The name “de Blixuni” appears on maps from the Lombard period (735 and 854) in reference to the surname of certain important local figures.
The monastery of Saint Ambrose of Milan would claim the property in 864, and it is also documented in 962, 1034 and 1054 (in this year it is officially recognised for the first time as a castle). In the war between Como and Milan (1118-1127) for possession of the Ticino lands, Bissone was to become the centre of Ghibelline resistance.
The purpose of the first settlers was twofold: one was to construct a bypass, as Bissone constituted an important point on the route between the North and the South or to the Intelvese area; the other was mostly agricultural, involving working the land belonging to the monastery of Saint Ambrose on the terraced slopes.
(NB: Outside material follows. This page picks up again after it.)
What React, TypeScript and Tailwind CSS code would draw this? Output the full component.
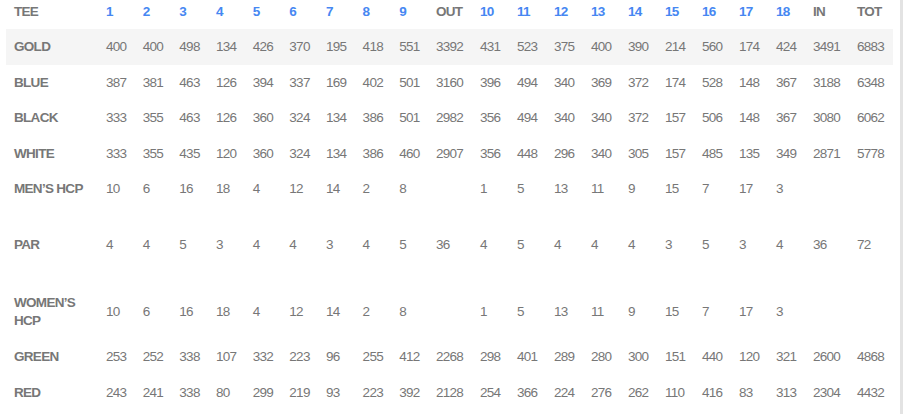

The first buildings were therefore not constructed by the lake, which was originally swampland and thus impractical, but up in the hills. With the gradual development of the fishing industry, which then became the main business, such that Bissone, together with Morcote and Melide, held the monopoly in the fish trade for the Lugano market, the village then began to stretch out towards the lake in a comb-like pattern, with perpendicular streets for easy access to boats and a large open space where business and trade took place. Between the 15th and 17th centuries, the colonnaded front area was constructed, which included the finest houses built by many artistic families of the nouveau-riche who had migrated to the area: Caratti, Gaggini, Orsatti, Bono, Pario, Garovo, Allio, Garovaglio, Castelli, Porro, Tencalla, Maderno, Verda, Somaini, Comanedi, Bussi, Casellini.
The equilibrium of the town’s traditional structure had already been distorted with the construction of the cantonal road and the Melide bridge-dam, which marked the transformation of the square into the main hub of traffic and caused a gap between the town and the lake, which gradually lost its importance. Later, with the construction of the railway line in 1882 and the motorway in 1966, the historic centre became completely encircled and thus also became separated from the hills.